▶ **DIRECTIONS**: Leave out the pictures, then reproduce the rest of the material exactly.

▶ **DATA EXCERPT**:
┏━━
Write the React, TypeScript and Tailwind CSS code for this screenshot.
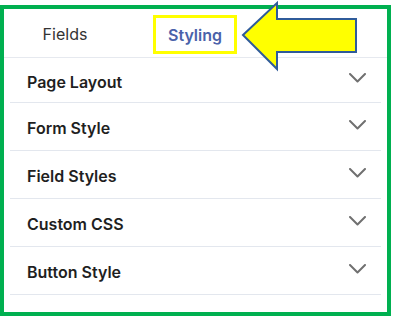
const sections = ["Page Layout", "Form Style", "Field Styles", "Custom CSS", "Button Style"];

function Chevron() {
    return (
        <svg width="17" height="10" viewBox="0 0 17 10" fill="none" className="shrink-0 mb-[4px]">
            <polyline points="1,1 8.5,8.5 16,1" stroke="#707070" strokeWidth="2" strokeLinecap="round" strokeLinejoin="round" />
        </svg>
    );
}

export default function App() {
    return (
        <div className="relative w-[393px] h-[316px] bg-white pt-[5px] font-['Inter',sans-serif]">
            <div className="w-[391px] h-[311px] border-4 border-[#00b050] bg-white">
                {/* tabs */}
                <div className="flex items-start h-[49px] border-b border-[#e6e9ef] pl-[19px] pt-[6px] gap-[46px]">
                    <div className="w-[84px] h-[39px] flex items-center justify-center pb-[1px] text-[16px] text-[#333333]">
                        Fields
                    </div>
                    <div className="w-[84px] h-[39px] flex items-center justify-center border-[3px] border-[#ffff00] text-[16px] font-semibold text-[#4a62aa]">
                        Styling
                    </div>
                </div>

                {/* accordion */}
                <ul className="px-[6px] m-0 list-none">
                    {sections.map((label, i) => (
                        <li
                            key={label}
                            className={`flex items-center justify-between border-b border-[#e3e7ee] pl-[17px] pr-[15px] ${
                                i === 0 ? "h-[45px]" : "h-[48px]"
                            }`}
                        >
                            <span className="pt-[3px] text-[16px] font-semibold text-[#1f1f1f]">{label}</span>
                            <Chevron />
                        </li>
                    ))}
                </ul>
            </div>

            {/* callout arrow */}
            <svg className="absolute left-0 top-0 pointer-events-none" width="393" height="80" viewBox="0 0 393 80">
                <polygon
                    points="243,35 277,3 277,19 356,19 356,52 277,52 277,69"
                    fill="#ffff00"
                    stroke="#2f5b9a"
                    strokeWidth="2"
                    strokeLinejoin="miter"
                />
            </svg>
        </div>
    );
}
┗━━
▶ **FULL RESPONSE**:
Write the React, TypeScript and Tailwind CSS code for this screenshot.
const sections = ["Page Layout", "Form Style", "Field Styles", "Custom CSS", "Button Style"];

function Chevron() {
    return (
        <svg width="17" height="10" viewBox="0 0 17 10" fill="none" className="shrink-0 mb-[4px]">
            <polyline points="1,1 8.5,8.5 16,1" stroke="#707070" strokeWidth="2" strokeLinecap="round" strokeLinejoin="round" />
        </svg>
    );
}

export default function App() {
    return (
        <div className="relative w-[393px] h-[316px] bg-white pt-[5px] font-['Inter',sans-serif]">
            <div className="w-[391px] h-[311px] border-4 border-[#00b050] bg-white">
                {/* tabs */}
                <div className="flex items-start h-[49px] border-b border-[#e6e9ef] pl-[19px] pt-[6px] gap-[46px]">
                    <div className="w-[84px] h-[39px] flex items-center justify-center pb-[1px] text-[16px] text-[#333333]">
                        Fields
                    </div>
                    <div className="w-[84px] h-[39px] flex items-center justify-center border-[3px] border-[#ffff00] text-[16px] font-semibold text-[#4a62aa]">
                        Styling
                    </div>
                </div>

                {/* accordion */}
                <ul className="px-[6px] m-0 list-none">
                    {sections.map((label, i) => (
                        <li
                            key={label}
                            className={`flex items-center justify-between border-b border-[#e3e7ee] pl-[17px] pr-[15px] ${
                                i === 0 ? "h-[45px]" : "h-[48px]"
                            }`}
                        >
                            <span className="pt-[3px] text-[16px] font-semibold text-[#1f1f1f]">{label}</span>
                            <Chevron />
                        </li>
                    ))}
                </ul>
            </div>

            {/* callout arrow */}
            <svg className="absolute left-0 top-0 pointer-events-none" width="393" height="80" viewBox="0 0 393 80">
                <polygon
                    points="243,35 277,3 277,19 356,19 356,52 277,52 277,69"
                    fill="#ffff00"
                    stroke="#2f5b9a"
                    strokeWidth="2"
                    strokeLinejoin="miter"
                />
            </svg>
        </div>
    );
}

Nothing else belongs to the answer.